* Work required
Keep only the lines where "table" appears.

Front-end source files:
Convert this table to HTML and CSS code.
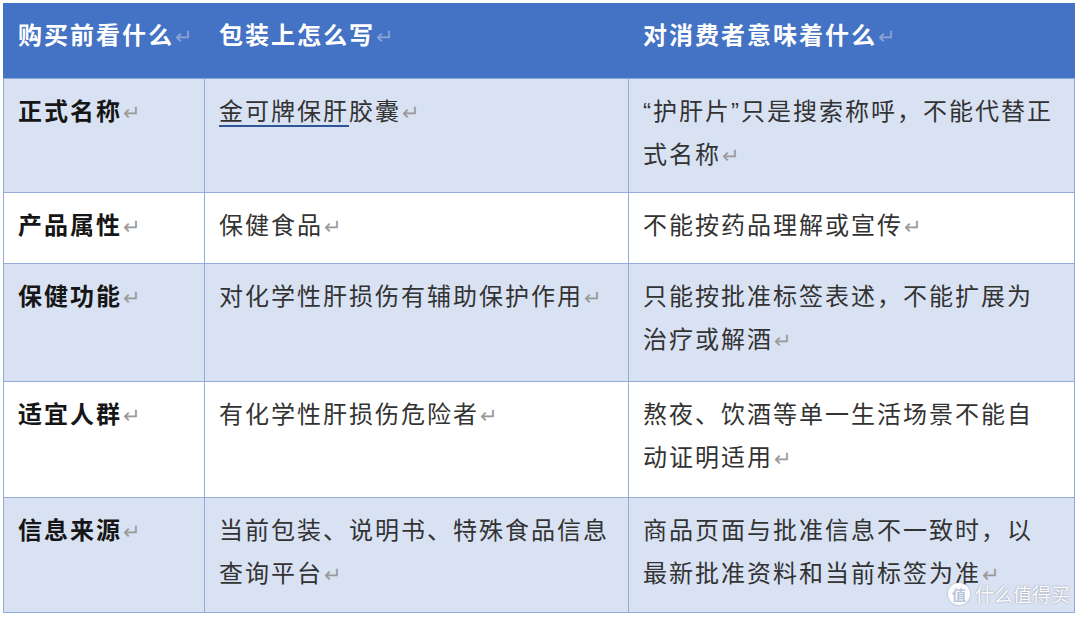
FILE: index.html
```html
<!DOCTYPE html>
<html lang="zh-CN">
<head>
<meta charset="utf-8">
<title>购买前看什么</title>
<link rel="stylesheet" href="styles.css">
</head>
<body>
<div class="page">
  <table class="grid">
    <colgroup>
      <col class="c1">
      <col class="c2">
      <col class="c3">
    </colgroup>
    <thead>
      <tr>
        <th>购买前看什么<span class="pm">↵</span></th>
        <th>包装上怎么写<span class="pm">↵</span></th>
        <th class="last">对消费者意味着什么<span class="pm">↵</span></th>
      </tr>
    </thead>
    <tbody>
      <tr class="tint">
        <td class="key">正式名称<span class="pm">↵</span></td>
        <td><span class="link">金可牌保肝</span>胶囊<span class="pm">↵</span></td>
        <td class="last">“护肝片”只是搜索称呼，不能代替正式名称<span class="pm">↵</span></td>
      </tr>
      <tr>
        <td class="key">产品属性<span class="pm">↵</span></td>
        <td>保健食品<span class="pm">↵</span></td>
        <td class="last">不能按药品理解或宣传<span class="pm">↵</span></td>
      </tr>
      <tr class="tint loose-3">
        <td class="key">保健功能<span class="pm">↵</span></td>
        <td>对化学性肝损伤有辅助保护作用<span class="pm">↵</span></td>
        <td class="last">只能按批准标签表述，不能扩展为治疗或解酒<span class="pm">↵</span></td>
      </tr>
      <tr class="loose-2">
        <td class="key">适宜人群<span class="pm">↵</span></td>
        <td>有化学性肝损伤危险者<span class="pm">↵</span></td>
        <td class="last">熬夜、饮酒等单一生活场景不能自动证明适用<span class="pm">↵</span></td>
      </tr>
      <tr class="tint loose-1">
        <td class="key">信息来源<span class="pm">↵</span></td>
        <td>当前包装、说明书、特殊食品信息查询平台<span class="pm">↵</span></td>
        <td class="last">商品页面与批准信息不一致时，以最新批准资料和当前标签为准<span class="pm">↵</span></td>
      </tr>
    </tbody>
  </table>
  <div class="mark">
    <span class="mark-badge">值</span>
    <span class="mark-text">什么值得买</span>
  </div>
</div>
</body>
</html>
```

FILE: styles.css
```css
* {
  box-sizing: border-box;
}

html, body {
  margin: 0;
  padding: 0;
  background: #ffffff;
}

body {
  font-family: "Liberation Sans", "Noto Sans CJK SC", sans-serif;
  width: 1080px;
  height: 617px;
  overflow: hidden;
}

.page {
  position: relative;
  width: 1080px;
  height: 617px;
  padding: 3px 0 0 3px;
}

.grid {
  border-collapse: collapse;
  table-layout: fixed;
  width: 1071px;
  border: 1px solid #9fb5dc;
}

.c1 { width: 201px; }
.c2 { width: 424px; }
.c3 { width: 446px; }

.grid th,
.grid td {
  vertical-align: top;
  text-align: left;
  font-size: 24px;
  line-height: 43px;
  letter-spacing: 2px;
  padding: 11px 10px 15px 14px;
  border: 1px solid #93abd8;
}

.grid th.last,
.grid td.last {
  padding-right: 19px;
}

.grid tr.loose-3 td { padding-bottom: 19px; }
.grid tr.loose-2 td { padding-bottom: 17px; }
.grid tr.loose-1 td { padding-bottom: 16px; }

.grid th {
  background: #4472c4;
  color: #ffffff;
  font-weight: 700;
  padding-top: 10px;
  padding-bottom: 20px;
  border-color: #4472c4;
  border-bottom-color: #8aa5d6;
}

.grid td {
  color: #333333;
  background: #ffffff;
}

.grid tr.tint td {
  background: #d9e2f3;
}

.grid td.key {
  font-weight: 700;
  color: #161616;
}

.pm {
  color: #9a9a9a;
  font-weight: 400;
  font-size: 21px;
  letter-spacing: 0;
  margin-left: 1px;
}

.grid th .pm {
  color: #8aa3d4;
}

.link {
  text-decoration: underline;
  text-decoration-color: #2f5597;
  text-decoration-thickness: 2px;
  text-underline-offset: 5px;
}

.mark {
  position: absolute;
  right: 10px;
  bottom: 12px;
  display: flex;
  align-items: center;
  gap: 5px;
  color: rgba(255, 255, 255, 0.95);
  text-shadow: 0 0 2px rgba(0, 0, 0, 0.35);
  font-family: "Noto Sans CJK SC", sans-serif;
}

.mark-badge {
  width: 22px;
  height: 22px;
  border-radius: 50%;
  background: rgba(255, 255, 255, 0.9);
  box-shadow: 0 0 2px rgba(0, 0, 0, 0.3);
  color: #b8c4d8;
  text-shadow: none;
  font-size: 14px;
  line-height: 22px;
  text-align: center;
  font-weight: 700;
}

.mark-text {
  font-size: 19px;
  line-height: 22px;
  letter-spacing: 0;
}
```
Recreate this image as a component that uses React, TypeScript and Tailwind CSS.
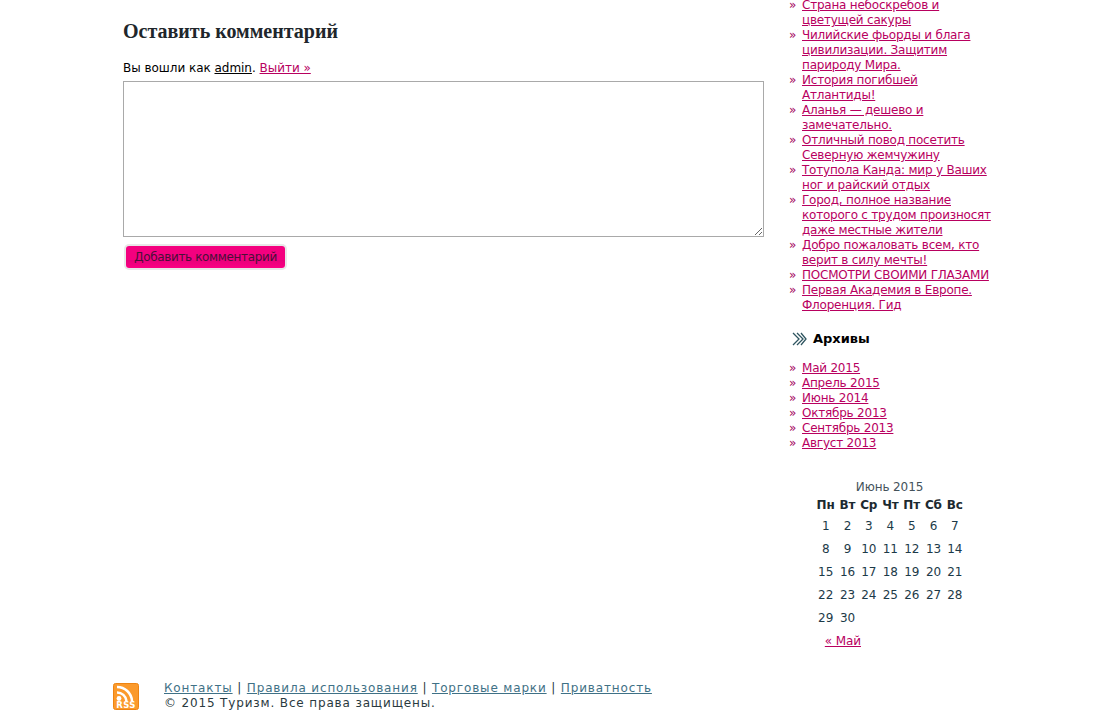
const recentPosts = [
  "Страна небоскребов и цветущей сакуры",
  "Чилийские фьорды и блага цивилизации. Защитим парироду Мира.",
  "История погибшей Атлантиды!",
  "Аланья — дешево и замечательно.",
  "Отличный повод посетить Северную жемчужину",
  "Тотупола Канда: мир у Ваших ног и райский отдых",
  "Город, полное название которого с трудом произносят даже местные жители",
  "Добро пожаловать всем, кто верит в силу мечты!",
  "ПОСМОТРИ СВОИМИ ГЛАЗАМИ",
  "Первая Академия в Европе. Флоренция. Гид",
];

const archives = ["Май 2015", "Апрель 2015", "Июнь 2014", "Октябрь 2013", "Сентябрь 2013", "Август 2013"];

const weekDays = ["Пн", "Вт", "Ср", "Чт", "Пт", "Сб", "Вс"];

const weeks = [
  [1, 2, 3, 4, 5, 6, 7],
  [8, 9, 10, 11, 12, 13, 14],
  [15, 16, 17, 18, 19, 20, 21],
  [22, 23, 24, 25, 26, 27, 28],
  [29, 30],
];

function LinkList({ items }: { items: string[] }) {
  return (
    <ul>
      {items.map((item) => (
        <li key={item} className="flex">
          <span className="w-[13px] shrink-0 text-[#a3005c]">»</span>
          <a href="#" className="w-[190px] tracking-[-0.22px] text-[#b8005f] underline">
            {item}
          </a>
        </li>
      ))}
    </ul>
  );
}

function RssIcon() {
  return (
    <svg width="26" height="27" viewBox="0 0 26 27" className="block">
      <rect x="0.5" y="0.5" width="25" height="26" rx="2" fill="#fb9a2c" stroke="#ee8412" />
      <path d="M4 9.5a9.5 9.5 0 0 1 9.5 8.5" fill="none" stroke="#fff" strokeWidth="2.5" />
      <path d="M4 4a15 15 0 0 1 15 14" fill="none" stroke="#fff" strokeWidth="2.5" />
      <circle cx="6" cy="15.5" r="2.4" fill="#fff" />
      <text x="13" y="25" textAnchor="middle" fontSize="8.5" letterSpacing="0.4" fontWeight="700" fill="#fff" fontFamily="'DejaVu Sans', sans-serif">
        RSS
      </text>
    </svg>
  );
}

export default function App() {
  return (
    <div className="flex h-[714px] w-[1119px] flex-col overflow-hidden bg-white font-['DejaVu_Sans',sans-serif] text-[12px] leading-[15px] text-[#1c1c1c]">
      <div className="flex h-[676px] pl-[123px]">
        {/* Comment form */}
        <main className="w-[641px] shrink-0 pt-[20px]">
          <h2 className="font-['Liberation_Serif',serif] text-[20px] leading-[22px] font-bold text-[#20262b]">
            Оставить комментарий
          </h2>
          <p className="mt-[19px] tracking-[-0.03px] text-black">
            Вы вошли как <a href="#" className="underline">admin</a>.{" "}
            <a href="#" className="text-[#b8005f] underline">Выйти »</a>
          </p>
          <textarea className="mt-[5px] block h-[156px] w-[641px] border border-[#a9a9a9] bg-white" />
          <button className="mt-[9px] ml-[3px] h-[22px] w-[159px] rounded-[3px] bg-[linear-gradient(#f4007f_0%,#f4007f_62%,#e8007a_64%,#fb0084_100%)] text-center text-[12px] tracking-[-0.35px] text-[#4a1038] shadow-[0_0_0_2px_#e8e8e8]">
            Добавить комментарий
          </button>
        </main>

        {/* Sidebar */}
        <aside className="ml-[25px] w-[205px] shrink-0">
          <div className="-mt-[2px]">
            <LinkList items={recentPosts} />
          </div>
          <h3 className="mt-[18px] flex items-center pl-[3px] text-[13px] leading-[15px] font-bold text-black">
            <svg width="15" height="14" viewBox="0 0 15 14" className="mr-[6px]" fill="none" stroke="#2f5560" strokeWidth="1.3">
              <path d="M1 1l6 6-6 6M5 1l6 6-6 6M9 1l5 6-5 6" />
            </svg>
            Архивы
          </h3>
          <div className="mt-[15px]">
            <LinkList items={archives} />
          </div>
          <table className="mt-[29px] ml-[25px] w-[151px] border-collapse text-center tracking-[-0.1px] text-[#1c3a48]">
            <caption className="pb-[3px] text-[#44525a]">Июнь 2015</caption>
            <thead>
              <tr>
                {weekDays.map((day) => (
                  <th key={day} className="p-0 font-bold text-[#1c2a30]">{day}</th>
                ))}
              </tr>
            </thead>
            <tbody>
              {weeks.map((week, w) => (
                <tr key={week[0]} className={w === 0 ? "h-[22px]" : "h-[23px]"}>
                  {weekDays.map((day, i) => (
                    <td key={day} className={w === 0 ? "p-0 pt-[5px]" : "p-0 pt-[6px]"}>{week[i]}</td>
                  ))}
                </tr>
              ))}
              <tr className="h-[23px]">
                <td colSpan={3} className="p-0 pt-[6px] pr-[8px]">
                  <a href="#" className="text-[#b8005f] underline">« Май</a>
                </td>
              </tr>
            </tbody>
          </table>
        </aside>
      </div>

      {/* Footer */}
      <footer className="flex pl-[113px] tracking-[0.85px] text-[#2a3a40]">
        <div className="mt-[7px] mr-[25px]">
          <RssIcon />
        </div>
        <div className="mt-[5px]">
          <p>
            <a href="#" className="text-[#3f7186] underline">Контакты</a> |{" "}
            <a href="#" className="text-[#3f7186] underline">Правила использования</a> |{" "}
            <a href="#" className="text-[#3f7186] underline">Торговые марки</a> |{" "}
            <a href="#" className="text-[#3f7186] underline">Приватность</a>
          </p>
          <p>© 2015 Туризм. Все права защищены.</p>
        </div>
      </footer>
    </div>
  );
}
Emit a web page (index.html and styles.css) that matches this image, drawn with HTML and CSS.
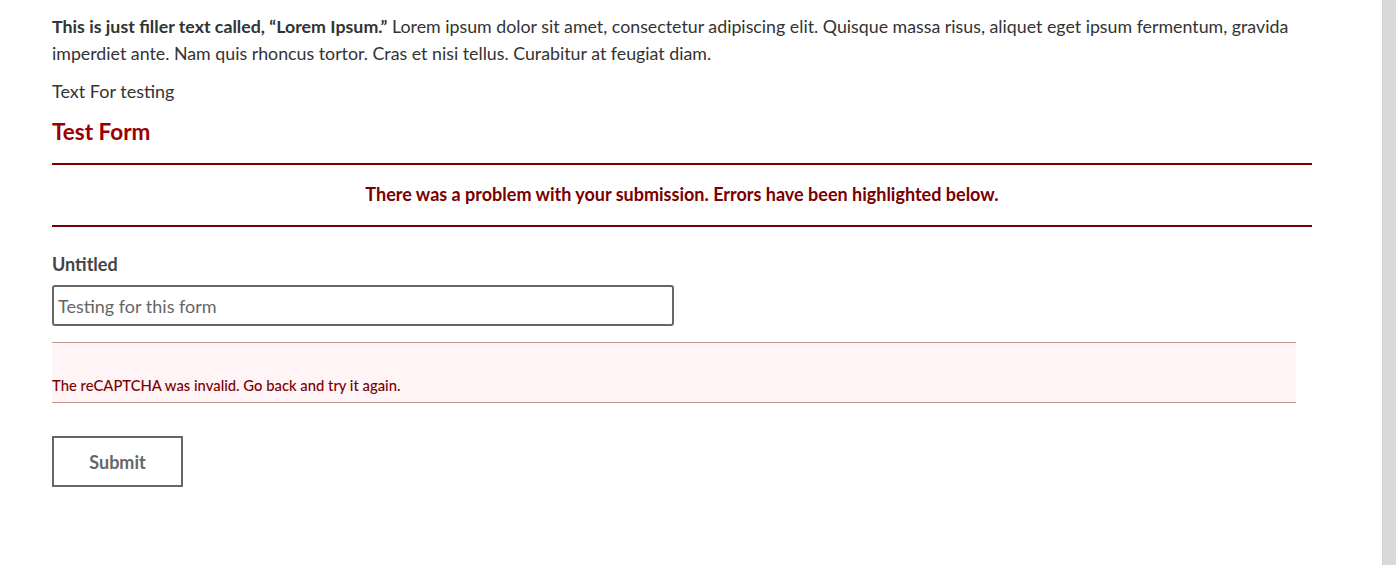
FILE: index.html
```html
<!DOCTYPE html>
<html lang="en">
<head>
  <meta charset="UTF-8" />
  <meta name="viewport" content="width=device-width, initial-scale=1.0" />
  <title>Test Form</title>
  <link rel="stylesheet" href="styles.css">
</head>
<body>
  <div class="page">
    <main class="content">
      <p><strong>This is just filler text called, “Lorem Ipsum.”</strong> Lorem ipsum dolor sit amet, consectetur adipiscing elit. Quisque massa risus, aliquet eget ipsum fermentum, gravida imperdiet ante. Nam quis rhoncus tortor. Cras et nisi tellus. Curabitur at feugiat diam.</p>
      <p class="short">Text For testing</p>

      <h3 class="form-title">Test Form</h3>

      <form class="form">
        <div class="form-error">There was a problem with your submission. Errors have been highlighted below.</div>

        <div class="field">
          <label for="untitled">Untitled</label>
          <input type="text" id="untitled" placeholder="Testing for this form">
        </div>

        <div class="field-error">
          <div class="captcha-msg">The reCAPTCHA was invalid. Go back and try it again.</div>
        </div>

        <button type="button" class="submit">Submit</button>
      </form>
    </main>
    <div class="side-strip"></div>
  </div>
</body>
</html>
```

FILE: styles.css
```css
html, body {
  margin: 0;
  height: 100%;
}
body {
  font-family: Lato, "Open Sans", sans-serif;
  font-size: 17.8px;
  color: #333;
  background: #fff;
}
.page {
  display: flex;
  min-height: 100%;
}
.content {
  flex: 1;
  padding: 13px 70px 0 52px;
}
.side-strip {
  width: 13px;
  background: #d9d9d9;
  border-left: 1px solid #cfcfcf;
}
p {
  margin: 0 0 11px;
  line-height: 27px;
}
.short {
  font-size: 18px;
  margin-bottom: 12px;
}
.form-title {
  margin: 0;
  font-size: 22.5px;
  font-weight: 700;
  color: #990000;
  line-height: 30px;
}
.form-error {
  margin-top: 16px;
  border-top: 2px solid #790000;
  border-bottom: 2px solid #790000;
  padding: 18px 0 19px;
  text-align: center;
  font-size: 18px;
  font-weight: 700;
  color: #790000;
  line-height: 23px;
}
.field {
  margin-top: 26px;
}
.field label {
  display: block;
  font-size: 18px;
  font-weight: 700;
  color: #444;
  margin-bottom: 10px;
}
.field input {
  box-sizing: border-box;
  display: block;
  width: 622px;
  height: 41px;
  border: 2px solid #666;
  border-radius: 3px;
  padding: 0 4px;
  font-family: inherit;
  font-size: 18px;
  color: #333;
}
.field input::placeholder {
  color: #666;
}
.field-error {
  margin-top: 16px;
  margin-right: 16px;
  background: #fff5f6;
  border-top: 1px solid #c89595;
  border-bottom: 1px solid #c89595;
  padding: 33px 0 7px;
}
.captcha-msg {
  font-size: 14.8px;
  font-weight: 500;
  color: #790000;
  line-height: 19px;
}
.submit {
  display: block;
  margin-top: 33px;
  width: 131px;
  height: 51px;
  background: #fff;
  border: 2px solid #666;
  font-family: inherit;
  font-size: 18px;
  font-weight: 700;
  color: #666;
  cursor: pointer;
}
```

* Task answer
Convert this table to HTML and CSS code.
  <table class="grid">
  </table>
  table-layout: fixed;
          <table className="mt-[29px] ml-[25px] w-[151px] border-collapse text-center tracking-[-0.1px] text-[#1c3a48]">
          </table>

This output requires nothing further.